As one of the newest joint replacement surgeons to join Duke’s growing adult reconstruction group, Sean P. Ryan, MD, offers a full range of nonoperative treatment options as well as several medically optimized surgical approaches to give each patient the best outcome possible.
In this Q&A, Ryan talks about his award-winning fellowship research while at Mayo Clinic, tailored approach to hip and knee replacements, and current work on postoperative fracture risk and knee flexion that may impact patient outcomes.
What research have you published recently in hip arthroplasty?
Ryan: Patients are often referred to bariatric surgery to lose weight prior to a total hip replacement, but in a retrospective study I led while in fellowship at the Mayo Clinic, our team found that patient outcomes are actually worse after bariatric surgery. Ultimately, we believe patients should be encouraged to engage in self-directed weight loss for medical optimization prior to a joint replacement surgery. The paper recently won the Hip Society's Frank Stinchfield Award, a prize given to a resident or fellow in training for a significant contribution concerning hip pathology.
What is the focus of your new practice at Duke?
Ryan: At Duke University Hospital and Duke Health Center Arringdon, I primarily work with patients with hip and knee pain who need total hip and total knee replacements, but I see a wide spectrum of patients presenting with everything from chronic knee pain and mild arthritis to complex arthritis, to those who have failed initial conservative treatment options. I also manage patients who previously had an arthroplasty elsewhere and are unsatisfied, considering revision, or those needing major revision procedures who are referred by other surgeons.
What specialty expertise do you offer in adult reconstruction for hip and knee replacements?
Ryan: At Duke as well as nationally, the most common surgical approach for hip replacement is a posterior approach. In addition to that approach, I also offer lateral, and direct anterior approaches, depending on the patient’s medical history and risk factors.

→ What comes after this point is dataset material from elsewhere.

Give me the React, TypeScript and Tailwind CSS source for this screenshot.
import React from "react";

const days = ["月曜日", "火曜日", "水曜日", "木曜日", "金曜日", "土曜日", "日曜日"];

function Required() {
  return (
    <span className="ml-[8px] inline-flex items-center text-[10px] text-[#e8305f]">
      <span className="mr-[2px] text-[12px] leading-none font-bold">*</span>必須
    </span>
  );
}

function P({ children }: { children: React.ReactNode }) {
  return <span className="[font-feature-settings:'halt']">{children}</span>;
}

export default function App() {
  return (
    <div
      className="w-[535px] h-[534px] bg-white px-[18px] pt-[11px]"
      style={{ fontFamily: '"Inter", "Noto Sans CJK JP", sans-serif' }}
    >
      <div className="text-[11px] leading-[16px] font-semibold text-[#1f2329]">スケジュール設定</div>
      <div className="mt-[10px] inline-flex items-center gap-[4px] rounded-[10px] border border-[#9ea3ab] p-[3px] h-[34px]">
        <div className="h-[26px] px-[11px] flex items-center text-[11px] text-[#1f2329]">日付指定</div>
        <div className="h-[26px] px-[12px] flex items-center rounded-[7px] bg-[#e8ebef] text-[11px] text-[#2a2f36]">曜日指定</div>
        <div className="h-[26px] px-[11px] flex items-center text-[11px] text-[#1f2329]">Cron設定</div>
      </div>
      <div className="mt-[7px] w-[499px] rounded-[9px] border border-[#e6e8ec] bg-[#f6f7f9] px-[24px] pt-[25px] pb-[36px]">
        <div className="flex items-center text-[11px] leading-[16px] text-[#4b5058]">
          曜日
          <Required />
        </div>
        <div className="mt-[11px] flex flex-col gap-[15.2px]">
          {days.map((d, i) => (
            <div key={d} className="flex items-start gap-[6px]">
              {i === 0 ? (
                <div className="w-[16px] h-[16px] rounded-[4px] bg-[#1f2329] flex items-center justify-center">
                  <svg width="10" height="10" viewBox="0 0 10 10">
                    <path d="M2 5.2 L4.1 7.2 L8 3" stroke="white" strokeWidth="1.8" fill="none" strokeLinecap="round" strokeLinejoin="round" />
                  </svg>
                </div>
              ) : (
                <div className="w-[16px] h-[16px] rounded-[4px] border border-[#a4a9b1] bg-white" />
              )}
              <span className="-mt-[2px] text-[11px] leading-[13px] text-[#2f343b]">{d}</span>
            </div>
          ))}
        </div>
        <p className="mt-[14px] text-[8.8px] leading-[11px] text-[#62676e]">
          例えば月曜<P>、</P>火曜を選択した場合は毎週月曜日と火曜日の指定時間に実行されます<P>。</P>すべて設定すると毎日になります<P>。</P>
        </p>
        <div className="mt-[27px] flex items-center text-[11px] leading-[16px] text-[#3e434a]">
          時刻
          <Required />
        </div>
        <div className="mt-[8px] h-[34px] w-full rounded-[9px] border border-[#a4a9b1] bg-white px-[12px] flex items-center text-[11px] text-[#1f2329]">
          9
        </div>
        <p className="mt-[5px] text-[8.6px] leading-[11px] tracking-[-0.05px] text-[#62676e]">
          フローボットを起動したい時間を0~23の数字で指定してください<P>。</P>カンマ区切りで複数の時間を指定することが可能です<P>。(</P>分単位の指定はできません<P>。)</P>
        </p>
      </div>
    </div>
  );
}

The direct anterior approach for primary total hip replacement is a muscle-sparing approach which, for select patients, may result in a faster recovery with a smaller incision, and patients are seeking this out. For knee replacement surgery, I utilize a variety of techniques for primary and revision surgeries, including robotic or computer-assisted techniques, when appropriate.
What else are you working on to advance the field of joint replacement?
Ryan: I'm on the American Academy of Orthopaedic Surgeon (AAOS)’s American Joint Replacement Registry (AJRR) publications committee, and we're investigating fracture risk perioperatively based on implant design utilizing this powerful registry with millions of patients. With so many different implant designs and surgical approaches, there are likely varying risks for fracture based on bone quality, medical comorbidities, and surgical approach. For hip and knee replacements, it's all about trying to minimize complications and trying to maximize patient benefit from the surgery.
One of my other areas of focus is on knee flexion instability, which is a significant contributor to patients who remain dissatisfied after a total knee replacement. I’m working to create more objective diagnostic criteria for flexion instability, as well as developing indications for revision surgery in those patients.
When is the best time to refer a patient with hip or knee pain?
Ryan: If a provider is unsure of the workup required or wants to explore appropriate nonoperative treatment options for their patients, I always recommend placing the referral sooner rather than later. I’m happy to discuss what their treatment course will likely be and put them on a path towards pain improvement with nonoperative measures to start prior to surgery.